Лава с деланным равнодушием вернулась за компьютер и пожала плечами.
– Конечно, как не дать премию за текст с фразами типа «детские глаза, наполненные слезами»… Жюри обмочилось, наверное, от умиления. Брр, даже не верится, что мужик может писать такие сентиментальные тексты. Отличная работа – съездить к сиротам, всех пожалеть, ничего нового не сказать – но ты лучший репортер, потому что дети бедные, а ты высокоморальный! Ладно, обойдусь, – она сама удивилась, как холодно и тяжело стало в груди. Уже в который раз ее обходят и премией, и званием. Данилов кивал в знак согласия, но явно не хотел продолжать этот неприятный разговор. – Слушай, Игорь, давай ты больше не будешь мне говорить про этот треугольник, ладно? И Марго, и Ева неподходящая пара этому Стасу, и они это тоже понимают. Ева, конечно, милая, но она… как бы тебе объяснить… совсем не в стиле таких вот мажоров. Это и в сериалах выглядит ненатурально, а в жизни и тем более. И она хоть и самая молодая из нас, но его все-таки старше, и у нее дочке пять лет. Зачем ему девушка с таким приданым? Ему надо такую же беззаботную и модную. И они обе, и Ева, и Марго, понимают, что он здесь не останется, так что рассчитывать на него как на спутника жизни ни одна не будет. Марго это в принципе не надо, а Ева хоть иногда и кажется глупышкой, но она достаточно практичная, и понимает, что не увезет он ее в Питер с дочкой в светлое будущее. Максимум сводит в кафешку разок-другой, переспит и отчалит. Поэтому не будут они ссориться с Марго. Не из-за чего.

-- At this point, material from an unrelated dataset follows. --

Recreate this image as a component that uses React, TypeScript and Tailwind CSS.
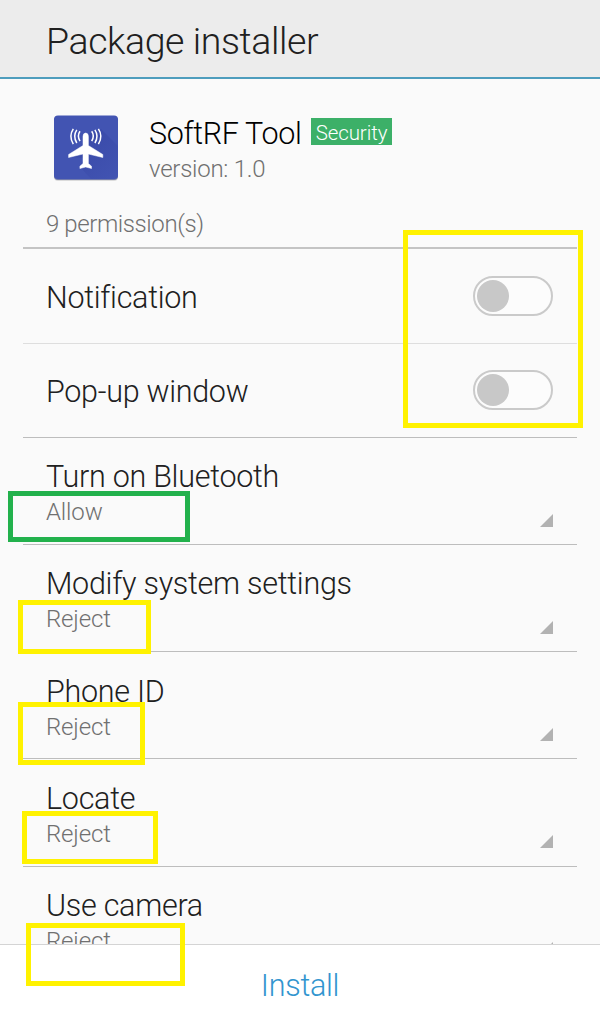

– Вот ты, вроде, женщина, а я будто с роботом разговариваю, – Данилов с досадой отодвинул пустую чашку. – У нас барышни могут поцапаться из-за того, что одна другой бусики раскритиковала. А тут целый мужик. Лава, я же не прошу тебя им там свечку держать! Просто поговори с Марго осторожно… Пусть делят стажера, как хотят, но чтобы она девочку не заклевала потом. Нам Ева самим нужна.
– Ладно, – нехотя буркнула Лава. – Как-нибудь поговорю.
Снаружи кто-то дернул ручку двери, а потом деликатно постучал. Данилов отпер кабинет и широко улыбнулся Стасу:
– А у нас тут совещание!
– Я готов к рейду! – объявил стажер.
Из-за его спины в свой кабинет прошла улыбающаяся белокурая Ева.